Il welfare aziendale nell’ultima Manovra. L’ondata di riforme in materia di welfare aziendale iniziata con la legge di Stabilità del 2016, poi proseguita con le Manovre del 2017 e del 2018, sembra aver subito un irrigidimento. L’ultima legge di Bilancio ha previsto interventi attraverso il Fondo per le politiche della famiglia. Nel 2019 quindi saranno certamente finanziati progetti e interventi per la promozione del welfare aziendale (la Manovra cita infatti le misure previste dall’articolo 9 della legge 53/2000 che riguardano progetti finalizzati a consentire alla lavoratrice madre o al lavoratore padre di usufruire di particolari forme di flessibilità degli orari e dell’organizzazione del lavoro, tra cui part-time, smart working e telelavoro, orario flessibile in entrata o in uscita, banca delle ore, flessibilità sui turni, orario concentrato; programmi di formazione per il reinserimento dei lavoratori dopo il periodo di congedo; progetti che consentano la sostituzione del titolare di impresa o del lavoratore autonomo, nel momento in cui questo beneficia del periodo di astensione obbligatoria o dei congedi parentali; interventi e azioni volti a favorire la sostituzione, il reinserimento, l’articolazione della prestazione lavorativa e la formazione dei lavoratori con figli minori o familiari non autosufficienti a carico).
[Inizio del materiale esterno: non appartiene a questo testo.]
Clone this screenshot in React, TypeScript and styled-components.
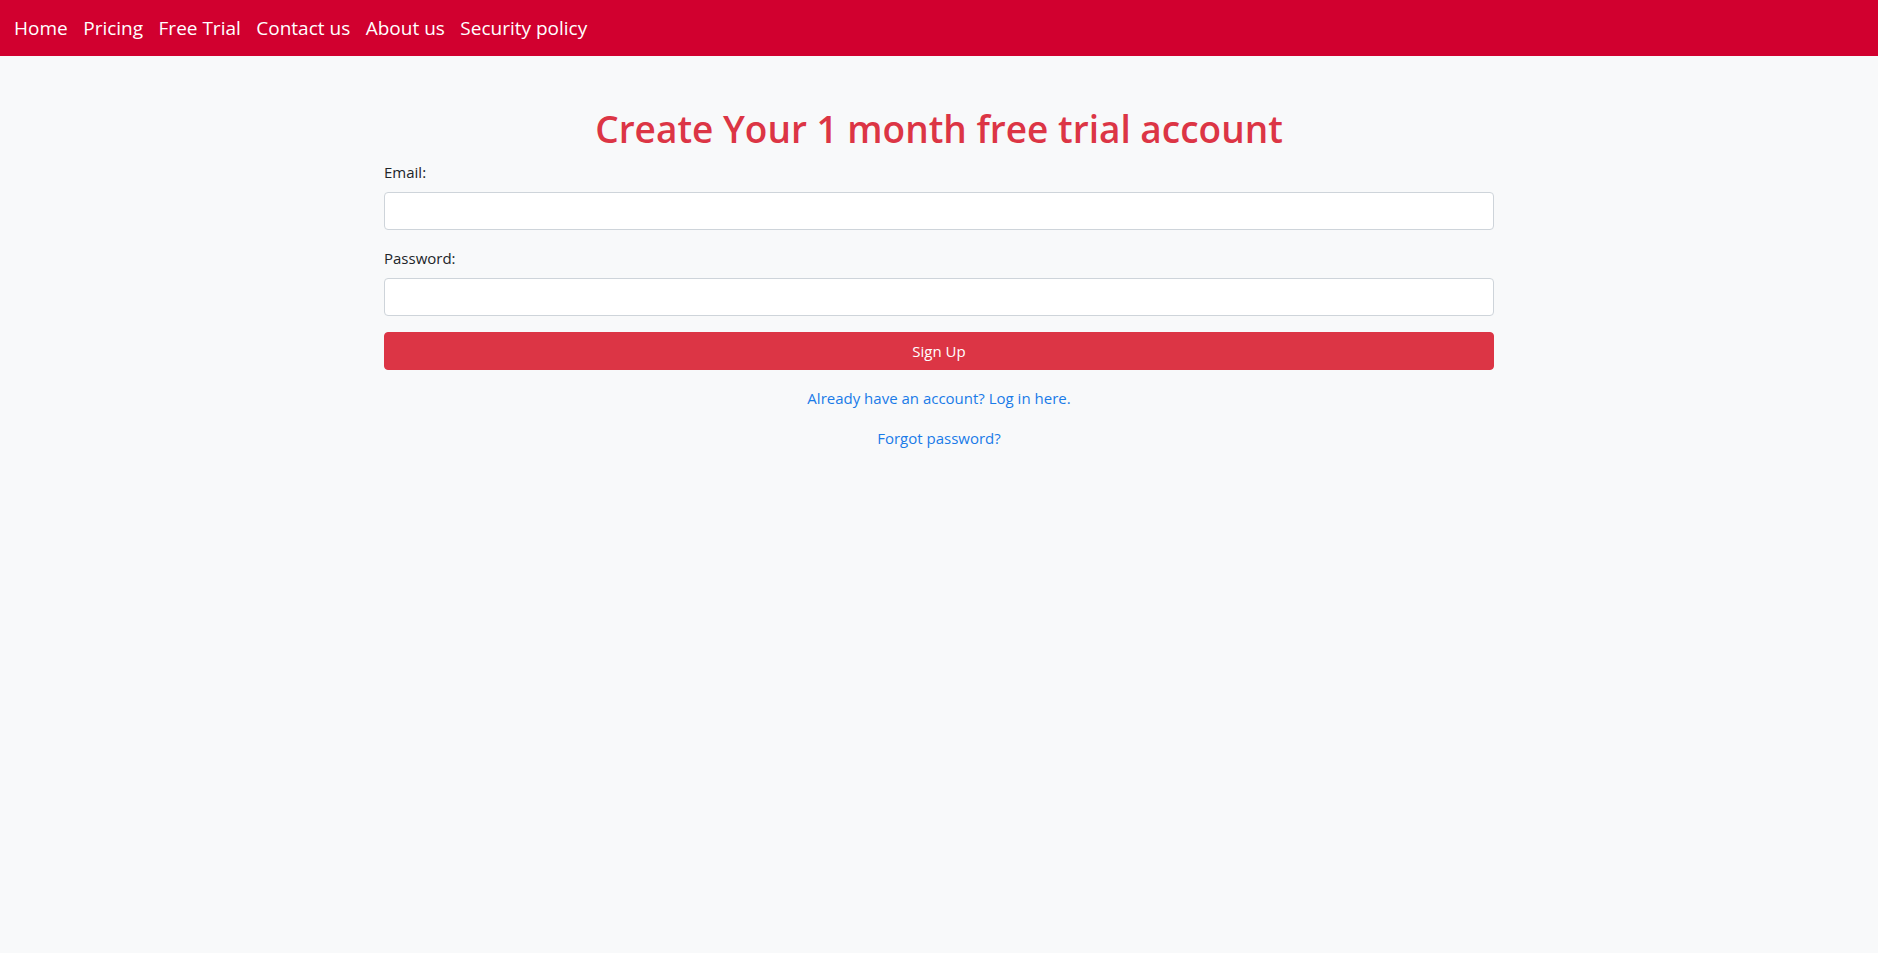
import React from "react";
import styled, { createGlobalStyle } from "styled-components";

const GlobalStyle = createGlobalStyle`
  html, body {
    margin: 0;
    padding: 0;
    background: #f8f9fa;
    font-family: "Open Sans", "Noto Sans", sans-serif;
    color: #212529;
  }
  #root { min-height: 953px; background: #f8f9fa; }
  * { box-sizing: border-box; }
`;

const NavBar = styled.nav`
  height: 56px;
  background: #d1002f;
  display: flex;
  align-items: center;
  padding: 0 14px;
  gap: 15.5px;
`;

const NavLink = styled.a`
  color: #ffffff;
  font-size: 19px;
  text-decoration: none;
  line-height: 1;
  padding-top: 1px;
  cursor: pointer;
`;

const Container = styled.main`
  width: 1140px;
  margin: 48px auto 0;
  padding: 0 15px;
`;

const Title = styled.h1`
  margin: 0 0 8px;
  padding-top: 1px;
  height: 48px;
  text-align: center;
  color: #dc3545;
  font-size: 37px;
  font-weight: 600;
  line-height: 48px;
`;

const FormGroup = styled.div`
  margin-bottom: 16px;
`;

const Label = styled.label`
  display: block;
  font-size: 15px;
  line-height: 24px;
  margin-bottom: 8px;
  color: #212529;
`;

const Input = styled.input`
  display: block;
  width: 100%;
  height: 38px;
  border: 1px solid #ced4da;
  border-radius: 4px;
  background: #fff;
  padding: 6px 12px;
  font-size: 16px;
  font-family: inherit;
  outline: none;
`;

const SubmitButton = styled.button`
  display: block;
  width: 100%;
  height: 38px;
  border: 1px solid #dc3545;
  border-radius: 4px;
  background: #dc3545;
  color: #fff;
  font-size: 15px;
  font-family: inherit;
  line-height: 24px;
  cursor: pointer;
`;

const LinkRow = styled.p<{ $first?: boolean }>`
  margin: ${(p) => (p.$first ? "16px" : "0")} 0 16px;
  text-align: center;
  font-size: 15px;
  line-height: 24px;
`;

const TextLink = styled.a`
  color: #1a7be8;
  text-decoration: none;
  cursor: pointer;
`;

const navItems = ["Home", "Pricing", "Free Trial", "Contact us", "About us", "Security policy"];

export default function App() {
  return (
    <>
      <GlobalStyle />
      <NavBar>
        {navItems.map((item) => (
          <NavLink key={item}>{item}</NavLink>
        ))}
      </NavBar>
      <Container>
        <Title>Create Your 1 month free trial account</Title>
        <form onSubmit={(e) => e.preventDefault()}>
          <FormGroup>
            <Label htmlFor="email">Email:</Label>
            <Input id="email" type="email" />
          </FormGroup>
          <FormGroup>
            <Label htmlFor="password">Password:</Label>
            <Input id="password" type="password" />
          </FormGroup>
          <SubmitButton type="submit">Sign Up</SubmitButton>
        </form>
        <LinkRow $first>
          <TextLink>Already have an account? Log in here.</TextLink>
        </LinkRow>
        <LinkRow>
          <TextLink>Forgot password?</TextLink>
        </LinkRow>
      </Container>
    </>
  );
}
Ma lasciar ancorato il welfare aziendale al Fondo per le politiche della famiglia, equivale anche a dire che la materia, da parte del governo gialloverde rispetto al passato, è pensata tendenzialmente in un’ottica di sostegno alla genitorialità. Cioè la Manovra ne parla prevalentemente (se non esclusivamente) con un approccio di armonizzazione dei tempi di lavoro e di cura. Il che preoccupa. Perché in una fase storica di ritorno prepotente delle disparità sociali fin dentro il cuore delle aziende e della ripartizione del valore economico nelle aziende stesse, la capacità potenziale del welfare aziendale di incidere sul rapporto tra lavoratori e aziende potrebbe diventare un fattore inestimabile di crescita, di modernizzazione di rapporti di lavoro e relazioni industriali. Dunque da valorizzare.